Data listing
# # # # #

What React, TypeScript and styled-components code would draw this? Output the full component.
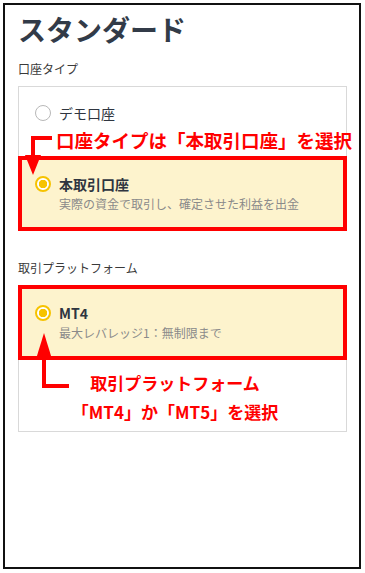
import React from "react"
import styled, { createGlobalStyle } from "styled-components"

const GlobalStyle = createGlobalStyle`
    body {
        margin: 0;
        background: #fff;
        font-family: "Noto Sans CJK JP", "Noto Sans", sans-serif;
    }
`

const ArrowDown = () => (
    <ArrowSvg width="40" height="100" viewBox="0 0 40 100" style={{ left: 0, top: 0 }}>
        <path d="M12 49 H33 V53 H16 V70 H12 Z" fill="#ff0000" />
        <path d="M6 68 H22 L14 88 Z" fill="#ff0000" />
    </ArrowSvg>
)

const ArrowUp = () => (
    <ArrowSvg width="60" height="110" viewBox="0 0 60 110" style={{ left: 0, top: 0 }}>
        <path d="M17 73 H33 L25 47 Z" fill="#ff0000" />
        <path d="M23 71 H27 V98 H50 V102 H23 Z" fill="#ff0000" />
    </ArrowSvg>
)

const App = () => {
    return (
        <>
            <GlobalStyle />
            <Frame>
                <Title>スタンダード</Title>

                <Section>
                    <Label>口座タイプ</Label>
                    <Box>
                        <Option>
                            <RadioWrap>
                                <Radio />
                            </RadioWrap>
                            <TextCol>
                                <OptTitle>デモ口座</OptTitle>
                            </TextCol>
                        </Option>
                        <Note>口座タイプは「本取引口座」を選択</Note>
                        <Option $marked $edge="bottom">
                            <RadioWrap>
                                <Radio $checked />
                            </RadioWrap>
                            <TextCol>
                                <OptTitle $bold>本取引口座</OptTitle>
                                <OptDesc>実際の資金で取引し、確定させた利益を出金</OptDesc>
                            </TextCol>
                        </Option>
                        <ArrowDown />
                    </Box>
                </Section>

                <Section>
                    <Label>取引プラットフォーム</Label>
                    <Box>
                        <Option $marked $edge="top">
                            <RadioWrap>
                                <Radio $checked />
                            </RadioWrap>
                            <TextCol>
                                <OptTitle $bold>MT4</OptTitle>
                                <OptDesc>最大レバレッジ1：無制限まで</OptDesc>
                            </TextCol>
                        </Option>
                        <NoteBlock>
                            取引プラットフォーム
                            <br />
                            「MT4」か「MT5」を選択
                        </NoteBlock>
                        <ArrowUp />
                    </Box>
                </Section>
            </Frame>
        </>
    )
}

export default App

const Frame = styled.div`
    box-sizing: border-box;
    width: 358px;
    height: 566px;
    margin: 3px;
    border: 2px solid #111;
    padding: 7px 12px 0 13px;
`
const Title = styled.h1`
    margin: 0 0 14px;
    font-size: 28px;
    line-height: 34px;
    font-weight: 700;
    color: #323b48;
    letter-spacing: 0;
`
const Section = styled.div`
    & + & {
        margin-top: 28px;
    }
`
const Label = styled.div`
    margin-bottom: 8px;
    font-size: 12px;
    line-height: 18px;
    color: #3a3a3a;
`
const Box = styled.div`
    position: relative;
    width: 329px;
    box-sizing: border-box;
    border: 1px solid #d9d9d9;
`
const Option = styled.div<{ $marked?: boolean; $edge?: "top" | "bottom" }>`
    position: relative;
    display: flex;
    align-items: flex-start;
    gap: 8px;
    padding: ${(p) => (p.$marked ? "14px 12px 14px 13px" : "16px 16px 0 16px")};
    background: ${(p) => (p.$marked ? "#fdf3cd" : "transparent")};
    border: ${(p) => (p.$marked ? "4px solid #ff0000" : "none")};
    margin: ${(p) =>
        p.$edge === "bottom" ? "0 -1px -1px -1px" : p.$edge === "top" ? "-1px -1px 0 -1px" : "0"};
`
const RadioWrap = styled.div`
    height: 20px;
    display: flex;
    align-items: center;
    flex-shrink: 0;
`
const Radio = styled.span<{ $checked?: boolean }>`
    box-sizing: border-box;
    width: 16px;
    height: 16px;
    border-radius: 50%;
    border: ${(p) => (p.$checked ? "2px solid #f6c300" : "1px solid #b8b8b8")};
    background: ${(p) =>
        p.$checked ? "radial-gradient(circle, #f6c300 0 4px, #fff 4.5px)" : "#fff"};
`
const TextCol = styled.div`
    display: flex;
    flex-direction: column;
    gap: 1px;
`
const OptTitle = styled.div<{ $bold?: boolean }>`
    font-size: 14px;
    line-height: 20px;
    font-weight: ${(p) => (p.$bold ? 700 : 400)};
    color: #2f3540;
`
const OptDesc = styled.div`
    font-size: 12px;
    line-height: 18px;
    color: #8a8a8a;
`
const Note = styled.div`
    margin: 6px 0 5px;
    padding-left: 37px;
    font-size: 18.5px;
    line-height: 22px;
    font-weight: 700;
    color: #ff0000;
    white-space: nowrap;
`
const NoteBlock = styled.div`
    padding: 8px 15px 5px 0;
    text-align: center;
    font-size: 17px;
    line-height: 29px;
    font-weight: 700;
    color: #ff0000;
    white-space: nowrap;
`
const ArrowSvg = styled.svg`
    position: absolute;
    z-index: 2;
    pointer-events: none;
`
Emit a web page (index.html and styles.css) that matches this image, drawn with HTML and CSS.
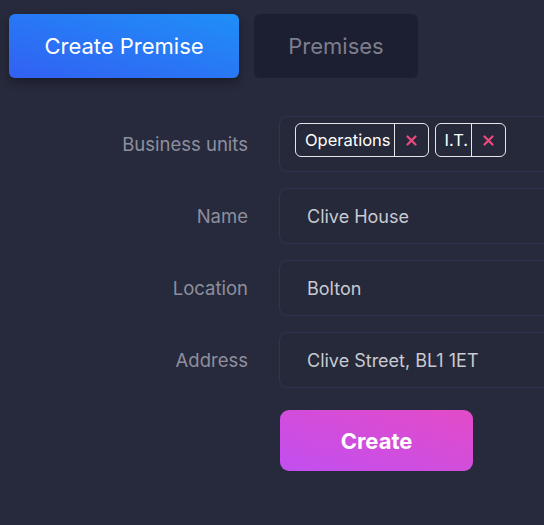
FILE: index.html
```
<!DOCTYPE html>
<html lang="en">
<head>
<meta charset="utf-8">
<title>Create Premise</title>
<link rel="stylesheet" href="styles.css">
</head>
<body>
<div class="page">
  <div class="tabs">
    <button class="tab tab-active">Create Premise</button>
    <button class="tab tab-idle">Premises</button>
  </div>
  <form class="form">
    <label class="label">Business units</label>
    <div class="field field-chips">
      <span class="chip"><span class="chip-text">Operations</span><span class="chip-x"><svg width="11" height="11" viewBox="0 0 11 11"><path d="M1.5 1.5 L9.5 9.5 M9.5 1.5 L1.5 9.5" stroke="#ee4a7f" stroke-width="2.2" stroke-linecap="round" fill="none"/></svg></span></span>
      <span class="chip"><span class="chip-text">I.T.</span><span class="chip-x"><svg width="11" height="11" viewBox="0 0 11 11"><path d="M1.5 1.5 L9.5 9.5 M9.5 1.5 L1.5 9.5" stroke="#ee4a7f" stroke-width="2.2" stroke-linecap="round" fill="none"/></svg></span></span>
    </div>
    <label class="label">Name</label>
    <div class="field">Clive House</div>
    <label class="label">Location</label>
    <div class="field">Bolton</div>
    <label class="label">Address</label>
    <div class="field">Clive Street, BL1 1ET</div>
    <span></span>
    <div class="actions"><button type="button" class="submit">Create</button></div>
  </form>
</div>
</body>
</html>
```
FILE: styles.css
```
html, body {
  margin: 0;
  padding: 0;
  overflow: hidden;
  background: #272a3c;
}
body {
  font-family: "Inter", "Noto Sans", sans-serif;
  color: #c9cad2;
}
.page {
  padding: 14px 0 0 9px;
}
.tabs {
  display: flex;
  gap: 15px;
}
.tab {
  height: 64px;
  border: none;
  border-radius: 6px;
  font-family: inherit;
  font-size: 22px;
  font-weight: 400;
  padding: 0;
}
.tab-active {
  width: 230px;
  color: #ffffff;
  background: linear-gradient(to top right, #3260f2, #1f8ff8);
  box-shadow: 0 4px 10px rgba(0, 0, 0, 0.35);
}
.tab-idle {
  width: 164px;
  color: #7c7e8c;
  background: #1c1f31;
}
.form {
  display: grid;
  grid-template-columns: 239px 330px;
  column-gap: 31px;
  row-gap: 16px;
  margin-top: 38px;
  align-items: center;
}
.label {
  text-align: right;
  color: #8d8f9d;
  font-size: 18.5px;
}
.field {
  box-sizing: border-box;
  height: 56px;
  border: 1px solid #2f3551;
  border-radius: 8px;
  background: #262939;
  display: flex;
  align-items: center;
  padding-left: 27px;
  font-size: 18px;
  color: #c9cad2;
}
.field-chips {
  align-items: flex-start;
  padding: 6px 0 0 15px;
  gap: 6px;
}
.chip {
  display: flex;
  align-items: stretch;
  height: 34px;
  box-sizing: border-box;
  border: 1px solid #e6e6ea;
  border-radius: 6px;
  color: #ffffff;
  font-size: 16.5px;
}
.chip-text {
  display: flex;
  align-items: center;
  padding: 0 3px 0 9px;
}
.chip-x {
  display: flex;
  align-items: center;
  justify-content: center;
  width: 33px;
  border-left: 1px solid #e6e6ea;
}
.actions {
  margin-top: 6px;
  padding-left: 1px;
}
.submit {
  width: 193px;
  height: 61px;
  border: none;
  border-radius: 9px;
  background: linear-gradient(to top right, #c14ff0, #e34bc7);
  color: #ffffff;
  font-family: inherit;
  font-size: 22px;
  font-weight: 700;
}
```
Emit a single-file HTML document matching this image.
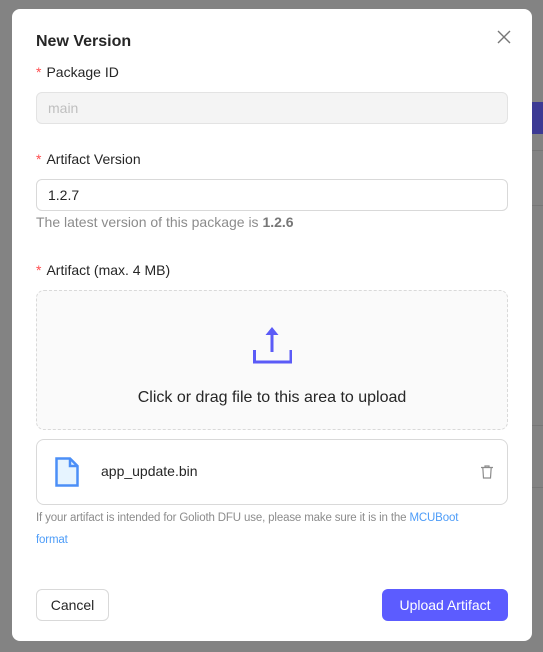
<!DOCTYPE html>
<html><head><style>
*{box-sizing:border-box;margin:0;padding:0}
body{width:543px;height:652px;background:#838383;font-family:"Liberation Sans",sans-serif;position:relative;overflow:hidden}
.abs{position:absolute}
.modal{left:12px;top:9px;width:520px;height:632px;background:#fff;border-radius:8px}
.lbl{font-size:14px;color:#262626;left:36px}
.lbl b{color:#ff4d4f;font-weight:normal;margin-right:5px}
.inp{left:36px;width:472px;height:32px;border:1px solid #d9d9d9;border-radius:6px;font-size:14px;padding-left:11px;line-height:30px}
</style></head><body>
<div class="abs" style="left:532px;top:102px;width:11px;height:32px;background:#3c3a94"></div>
<div class="abs" style="left:532px;top:150px;width:11px;height:1px;background:#777"></div>
<div class="abs" style="left:532px;top:205px;width:11px;height:1px;background:#777"></div>
<div class="abs" style="left:532px;top:425px;width:11px;height:1px;background:#777"></div>
<div class="abs" style="left:532px;top:487px;width:11px;height:1px;background:#777"></div>
<div class="abs modal"></div>
<div class="abs" style="left:36px;top:33px;font-size:16px;font-weight:bold;color:#262626">New Version</div>
<svg class="abs" style="left:497px;top:30px" width="14" height="14" viewBox="0 0 14 14"><path d="M1 1L13 13M13 1L1 13" stroke="#777" stroke-width="1.4"/></svg>
<div class="abs lbl" style="top:64px"><b>*</b>Package ID</div>
<div class="abs inp" style="top:92px;background:#f4f4f4;color:#bfbfbf;border-color:#e3e3e3">main</div>
<div class="abs lbl" style="top:151px"><b>*</b>Artifact Version</div>
<div class="abs inp" style="top:179px;color:#262626">1.2.7</div>
<div class="abs" style="left:36px;top:214px;font-size:14px;color:#8c8c8c">The latest version of this package is <b style="color:#777">1.2.6</b></div>
<div class="abs lbl" style="top:262px"><b>*</b>Artifact (max. 4 MB)</div>
<div class="abs" style="left:36px;top:290px;width:472px;height:140px;border:1px dashed #d9d9d9;border-radius:8px;background:#fafafa"></div>
<svg class="abs" style="left:252px;top:325px" width="40" height="40" viewBox="0 0 40 40"><path d="M20 27V6" stroke="#5b5bf7" stroke-width="3" fill="none"/><path d="M13.5 10L20 2L26.5 10Z" fill="#5b5bf7"/><path d="M2.5 25V37H39V25" stroke="#5b5bf7" stroke-width="3" fill="none"/></svg>
<div class="abs" style="left:36px;width:472px;top:389px;text-align:center;font-size:16px;color:#262626">Click or drag file to this area to upload</div>
<div class="abs" style="left:36px;top:439px;width:472px;height:66px;border:1px solid #d9d9d9;border-radius:8px"></div>
<svg class="abs" style="left:55px;top:457px" width="24" height="30" viewBox="0 0 24 30"><path d="M1.5 1.5H15L22.5 9V28.5H1.5Z" fill="#e6f4ff" stroke="#4c8ff7" stroke-width="2.5"/><path d="M15 1.5V9H22.5" fill="none" stroke="#4c8ff7" stroke-width="2.5"/></svg>
<div class="abs" style="left:101px;top:463px;font-size:14px;color:#262626">app_update.bin</div>
<svg class="abs" style="left:481px;top:465px" width="12" height="14" viewBox="0 0 12 14"><path d="M0 2.5H12M4 2.5V1H8V2.5M1.8 2.5L2.5 13H9.5L10.2 2.5" fill="none" stroke="#8c8c8c" stroke-width="1.2"/></svg>
<div class="abs" style="left:36px;top:507px;width:472px;font-size:11.5px;letter-spacing:-0.15px;line-height:22px;color:#8c8c8c">If your artifact is intended for Golioth DFU use, please make sure it is in the <span style="color:#4d9cf8">MCUBoot<br>format</span></div>
<div class="abs" style="left:36px;top:589px;width:73px;height:32px;border:1px solid #d9d9d9;border-radius:6px;font-size:14px;color:#262626;text-align:center;line-height:30px">Cancel</div>
<div class="abs" style="left:382px;top:589px;width:126px;height:32px;background:#5c5cff;border-radius:6px;font-size:14px;color:#fff;text-align:center;line-height:32px">Upload Artifact</div>
</body></html>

# # # # #

SET TASK: Wherever "Emit" shows up in a line, copy that line.

EXERCISE RESULT:
Emit a web page (index.html and styles.css) that matches this image, drawn with HTML and CSS.
Emit a single-file HTML document matching this image.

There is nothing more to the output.